34A—Duty to disclose interest
(1) If a person (whether a co‑owner of a unit or not) has been nominated to attend and vote at a meeting of a strata corporation on behalf of another person, the nominated person must—
(a) if the nominated person has a direct or indirect pecuniary interest in any matter to be voted on at a meeting—
(i) if it is practicable to do so, disclose the nature of the interest to his or her principal before the vote is taken; or
(ii) in any other case, disclose the nature of the interest to his or her principal as soon as practicable after the vote is taken; and
(b) if the nominating person declared a pecuniary interest in accordance with section 34(3a)(c) in relation to the matter, the nominated person must disclose the nature of the interest to the members present at the meeting before the vote on the matter is taken.
(2) A co‑owner of a unit is not obliged by subsection (1) to disclose an interest that he or she has in common with his or her other co‑owners.
(3) A person who—
(a) attends and is entitled to vote at, a meeting of a strata corporation; or
(b) presides at such a meeting,
and who has a direct or indirect pecuniary interest in any matter to be voted on at the meeting must disclose the nature of the interest to the members present at the meeting before the vote is taken.
(4) A unit holder is not obliged by subsection (3) to disclose an interest that he or she has in common with all of the unit holders.
(5) It is a defence to a charge of an offence against this section to prove that the defendant was not, at the time of the alleged offence, aware of his or her interest in the matter.
Division 6—Management committee
35—Management committee
(1) Subject to subsection (1a), a strata corporation may, by ordinary resolution, appoint a management committee of unit holders.
(1a) Where all of the units comprised in the strata scheme consist of non-residential premises, the management committee may consist of, or include, persons who are not unit holders.
(2) A management committee will, subject to any limitation imposed by the strata corporation, have full power to transact any business of the corporation.
(3) A management committee does not have power to do anything for which a special or unanimous resolution of the strata corporation is required by this Act or by the articles of the corporation.
(4) The prescribed number of members of a management committee constitute a quorum of the committee and no business may be transacted at a meeting of the committee unless a quorum is present.
(4a) The prescribed number for the purposes of subsection (4) is a number ascertained by dividing the total number of members of the committee by two, ignoring any fraction resulting from the division, and adding one.
(4b) A decision supported by a majority of the members at a meeting of a management committee of which at least three days notice has been given to all members will be taken to be a decision of the committee.
(5) A member of a management committee holds office on terms fixed by the strata corporation and may be removed by ordinary resolution of the strata corporation at any time.

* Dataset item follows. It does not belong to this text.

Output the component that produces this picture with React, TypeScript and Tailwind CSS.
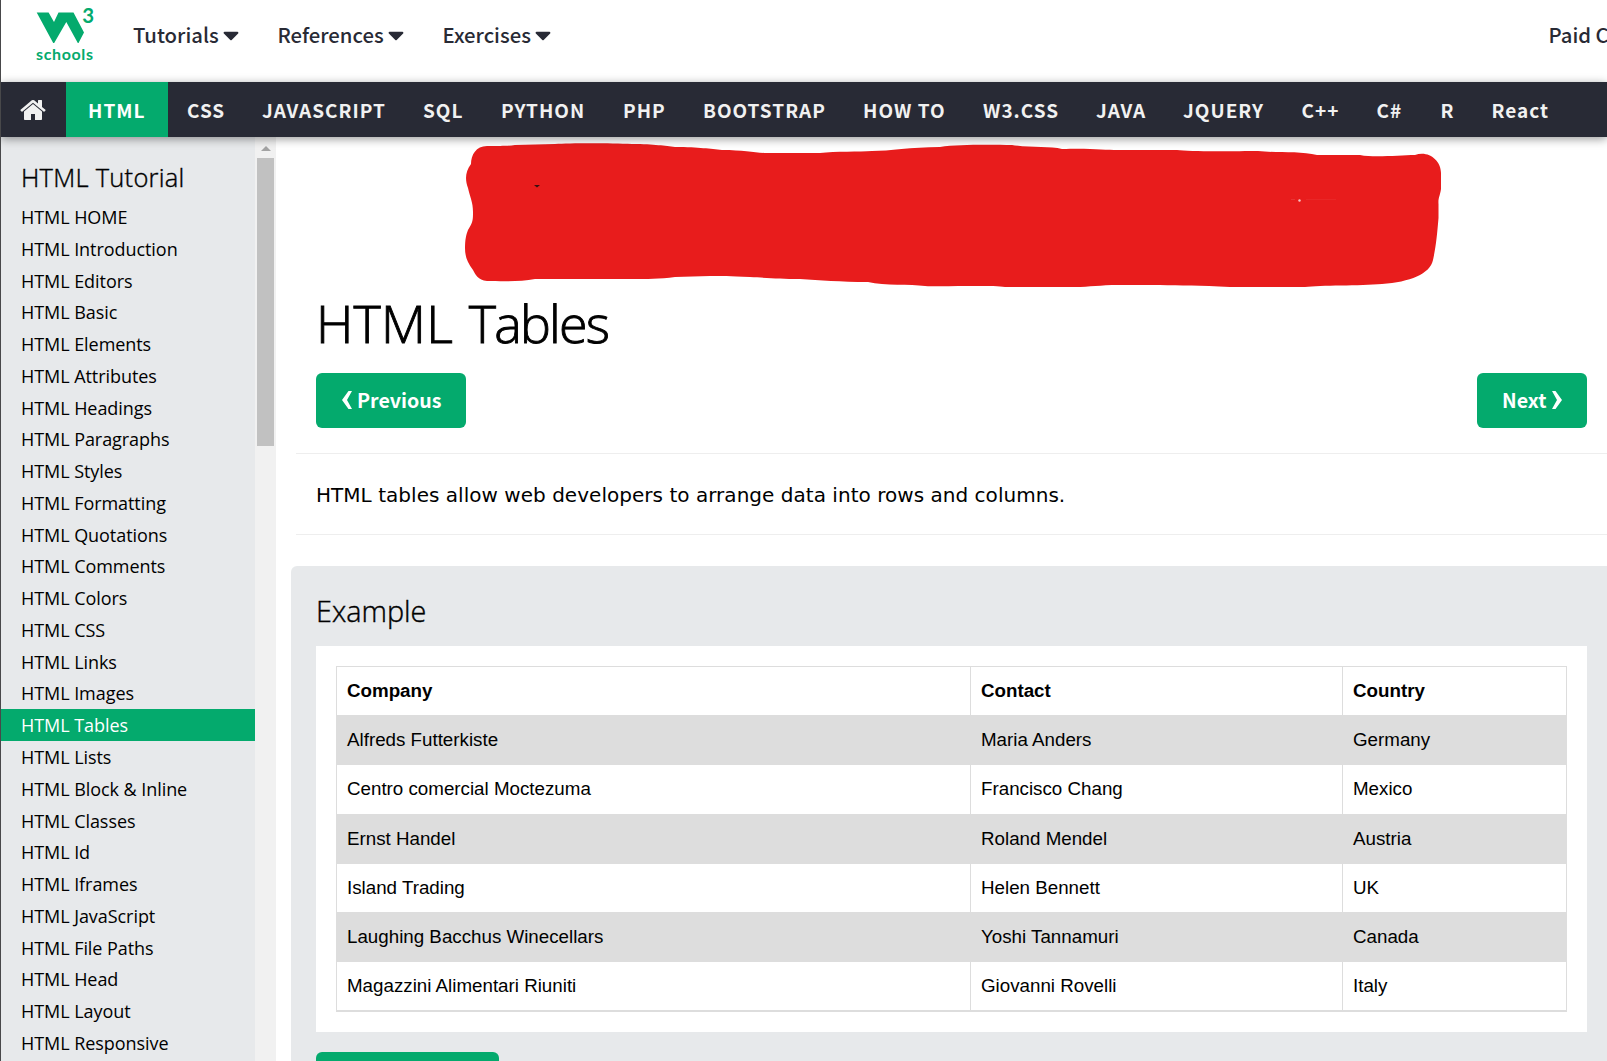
import React from "react";
import { FaCaretDown } from "react-icons/fa";

const nav: [string, string][] = [
  ["CSS", "w-[75px]"],
  ["JAVASCRIPT", "w-[161px]"],
  ["SQL", "w-[78px]"],
  ["PYTHON", "w-[122px]"],
  ["PHP", "w-[80px]"],
  ["BOOTSTRAP", "w-[160px]"],
  ["HOW TO", "w-[120px]"],
  ["W3.CSS", "w-[113px]"],
  ["JAVA", "w-[87px]"],
  ["JQUERY", "w-[118.500px]"],
  ["C++", "w-[75px]"],
  ["C#", "w-[64px]"],
  ["R", "w-[51px]"],
  ["React", "w-[100px]"],
];

const lessons = [
  "HOME", "Introduction", "Editors", "Basic", "Elements", "Attributes", "Headings",
  "Paragraphs", "Styles", "Formatting", "Quotations", "Comments", "Colors", "CSS",
  "Links", "Images", "Tables", "Lists", "Block & Inline", "Classes", "Id", "Iframes",
  "JavaScript", "File Paths", "Head", "Layout", "Responsive",
];

const rows = [
  ["Alfreds Futterkiste", "Maria Anders", "Germany"],
  ["Centro comercial Moctezuma", "Francisco Chang", "Mexico"],
  ["Ernst Handel", "Roland Mendel", "Austria"],
  ["Island Trading", "Helen Bennett", "UK"],
  ["Laughing Bacchus Winecellars", "Yoshi Tannamuri", "Canada"],
  ["Magazzini Alimentari Riuniti", "Giovanni Rovelli", "Italy"],
];

function Logo() {
  return (
    <svg className="h-[82px] w-[100px] shrink-0" viewBox="0 0 100 82" fill="#04AA6D">
      <path d="M35.700 12.500H47.600L53 22L57.500 12.500H72.500L83 32.500L77.500 43H76.800L65.300 22L53.200 43H52.200Z" />
      <text x="81.300" y="22.700" fontSize="20.500" fontWeight="700" fontFamily="Lato">3</text>
      <text x="35" y="60.300" fontSize="16" fontWeight="700" fontFamily="Lato" textLength="57">schools</text>
    </svg>
  );
}

function Home() {
  return (
    <svg className="h-[28px] w-[26px]" viewBox="0 0 1664 1792" fill="#f1f1f1">
      <path d="M1408 992v480q0 26-19 45t-45 19h-384v-384h-256v384h-384q-26 0-45-19t-19-45v-480q0-1 .5-3t.5-3l575-474 575 474q1 2 1 6zm223-69l-62 74q-8 9-21 11h-3q-13 0-21-7l-692-577-692 577q-12 8-24 7-13-2-21-11l-62-74q-8-10-7-23.500t11-21.500l719-599q32-26 76-26t76 26l244 204v-195q0-14 9-23t23-9h192q14 0 23 9t9 23v408l219 182q10 8 11 21.500t-7 23.500z" />
    </svg>
  );
}

function Menu({ label, width }: { label: string; width: string }) {
  return (
    <div className={`flex shrink-0 items-center gap-[4px] ${width}`}>
      <span>{label}</span>
      <FaCaretDown className="h-[26px] w-[16px] shrink-0" preserveAspectRatio="none" />
    </div>
  );
}

function Redaction() {
  return (
    <svg className="ml-[169px] h-[149px] w-[985px]" viewBox="460 137 985 149" overflow="visible">
      <path
        fill="#E81C1C"
        d="M487 146C500 146 508 146 515 145L555 144C570 143 610 143 632 144C655 144 665 146 675 147C700 147 710 149 722 150C745 150 755 153 768 153H820C835 151 860 152 872 151C890 151 910 147 940 147C960 144 995 145 1012 145C1030 148 1050 146 1062 149C1090 148 1105 150 1118 150H1177C1190 152 1240 151 1258 151C1275 153 1300 151 1317 155H1360C1375 158 1400 155 1415 155C1428 150 1441 160 1441 173V189C1440 196 1438 198 1438.500 204V218C1437 236 1436 246 1433 260C1430 274 1410 282 1382 284C1360 286 1320 285 1305 287H1230C1200 285 1180 286 1160 285H1118C1100 285 1090 287 1075 287H1005C990 285 940 287 925 286C910 284 885 286 868 282C840 282 820 280 800 279C780 279 770 278 750 277C730 276 720 276 710 276L675 277C660 279 645 279 635 279H535C520 282 500 281 487 281C478 280 475 274 473 270C467 262 465 256 465 248C465 240 466 235 468 230C473 222 473 220 473 212C473 202 470 197 468 188C465 180 465 172 471 164C471 155 476 146 487 146Z"
      />
      <path fill="#3a1010" d="M534 185h6l-3 2.500z" />
      <path fill="#ea4a4a" d="M1291 199h4v.6h-4zM1306 199h30v.25h-30z" />
      <circle cx="1299.500" cy="200.500" r="1.200" fill="#f7c4c4" />
    </svg>
  );
}

export default function App() {
  return (
    <div className="flex h-[1061px] w-[1607px] flex-col overflow-hidden border-l border-[#48484a] bg-white text-black">
      <header className="flex h-[82px] shrink-0 overflow-hidden bg-white font-['Noto_Sans_CJK_SC',sans-serif] text-[20.300px] font-medium whitespace-nowrap text-[#282A35]">
        <Logo />
        <div className="flex h-[69px] flex-1 items-center pl-[32px]">
          <Menu label="Tutorials" width="w-[144.500px]" />
          <Menu label="References" width="w-[165px]" />
          <Menu label="Exercises" width="w-[165px]" />
          <span className="ml-auto w-[58.500px] shrink-0">Paid Courses</span>
        </div>
      </header>

      <nav className="relative z-10 flex h-[55px] shrink-0 items-center bg-[#282A35] font-['Noto_Sans_CJK_SC',sans-serif] text-[19px] font-bold tracking-[1px] whitespace-nowrap text-[#f1f1f1] shadow-[0_2px_9px_rgba(0,0,0,0.4)]">
        <div className="flex h-full w-[65px] items-center pl-[19px]"><Home /></div>
        <div className="flex h-full w-[102px] items-center bg-[#04AA6D] pt-[2px] pl-[22px] text-white">HTML</div>
        {nav.map(([label, width]) => (
          <div key={label} className={`shrink-0 pt-[2px] pl-[19px] ${width}`}>{label}</div>
        ))}
      </nav>

      <div className="flex min-h-0 flex-1">
        <aside className="flex w-[275px] shrink-0 overflow-hidden font-['Open_Sans','Noto_Sans',sans-serif] whitespace-nowrap">
          <div className="w-[254px] shrink-0 bg-[#E7E9EB] pt-[21px]">
            <h2 className="mb-[5px] h-[38px] pl-[20px] text-[25.500px] leading-[38px] font-light tracking-[0.250px] [-webkit-text-stroke:0.4px_black]">HTML Tutorial</h2>
            {lessons.map((l) => (
              <div
                key={l}
                className={`h-[31.770px] pl-[20px] text-[18px] leading-[33.770px] tracking-[-0.060px] ${
                  l === "Tables" ? "bg-[#04AA6D] text-white" : ""
                }`}
              >
                HTML {l}
              </div>
            ))}
          </div>
          <div className="flex w-[21px] flex-col items-center bg-[#f1f1f1] pt-[9px]">
            <svg className="h-[5px] w-[10px]" viewBox="0 0 10 5"><path d="M0 5L5 0L10 5Z" fill="#a3a3a3" /></svg>
            <div className="mt-[7px] h-[288px] w-[17px] bg-[#c1c1c1]" />
          </div>
        </aside>

        <main className="min-w-0 flex-1 pl-[15px]">
          <div className="h-[149px]"><Redaction /></div>
          <h1 className="ml-[25px] h-[76px] font-['Open_Sans','Noto_Sans',sans-serif] text-[52px] leading-[74px] font-light tracking-[0.200px] [word-spacing:2px] [-webkit-text-stroke:0.9px_black]">
            HTML <span className="tracking-[-1.800px]">Tables</span>
          </h1>
          <div className="mt-[11px] flex h-[55px] justify-between pr-[20px] pl-[25px] font-['Noto_Sans_CJK_SC',sans-serif] text-[19.600px] font-bold text-white">
            <button className="flex w-[150px] items-center rounded-[6px] bg-[#04AA6D] pb-[2px] pl-[26px]">
              <svg className="mr-[5px] h-[18px] w-[10px]" viewBox="0 0 10 18" fill="#fff"><path d="M6.500 0H10L5 9L10 18H6.500L0 9Z" /></svg>
              Previous
            </button>
            <button className="flex w-[110px] items-center rounded-[6px] bg-[#04AA6D] pb-[2px] pl-[25px]">
              Next
              <svg className="ml-[6px] h-[18px] w-[10px]" viewBox="0 0 10 18" fill="#fff"><path d="M0 0H3.500L10 9L3.500 18H0L5 9Z" /></svg>
            </button>
          </div>
          <div className="mt-[25px] ml-[5px] flex h-[82px] items-center border-y border-[#eeeeee] pt-[2px] pl-[20px] font-['DejaVu_Sans',sans-serif] text-[20px] tracking-[0.030px]">
            HTML tables allow web developers to arrange data into rows and columns.
          </div>
          <section className="mt-[31px] h-[520px] rounded-l-[6px] bg-[#E7E9EB] pt-[23px] pr-[20px] pl-[25px]">
            <h3 className="h-[44px] font-['Open_Sans','Noto_Sans',sans-serif] text-[28.800px] leading-[44px] font-light [-webkit-text-stroke:0.4px_black]">Example</h3>
            <div className="mt-[13px] h-[386px] bg-white p-[20px]">
              <table className="h-[346px] w-full table-fixed border-collapse border border-b-2 border-[#dddddd] font-['Liberation_Sans',sans-serif] text-[18.750px]">
                <colgroup>
                  <col className="w-[634px]" />
                  <col className="w-[372px]" />
                  <col />
                </colgroup>
                <thead>
                  <tr>
                    {["Company", "Contact", "Country"].map((h) => (
                      <th key={h} className="h-[49px] border border-[#dddddd] px-[10px] py-0 text-left">{h}</th>
                    ))}
                  </tr>
                </thead>
                <tbody>
                  {rows.map((r) => (
                    <tr key={r[0]} className="odd:bg-[#dddddd]">
                      {r.map((c) => (
                        <td key={c} className="h-[49px] border border-[#dddddd] px-[10px] py-0">{c}</td>
                      ))}
                    </tr>
                  ))}
                </tbody>
              </table>
            </div>
            <div className="mt-[20px] h-[50px] w-[183px] rounded-[6px] bg-[#04AA6D]" />
          </section>
        </main>
      </div>
    </div>
  );
}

(6) A management committee may co-opt a suitable person to fill a casual vacancy in the membership of the committee.
(7) A member of a management committee can appoint another person (who must, unless all of the units comprised in the strata scheme consist of non-residential units, be a unit holder) to act as his or her proxy at any meeting of the committee that the member is unable to attend.
(8) A management committee must—
(a) keep minutes of its proceedings; and
(b) cause proper accounting records to be kept in respect of money received and expended by it.
(9) Subject to the articles and any direction of the strata corporation, a committee may otherwise regulate its meetings and proceedings as it thinks fit.
(10) A strata corporation may appoint or engage a person to assist its management committee in the performance of the committee's functions.
36—Validity of acts
Where a management committee acts honestly, the subsequent discovery of some defect affecting the appointment of a member, or the right of a person to act as a member, does not invalidate an act of the committee.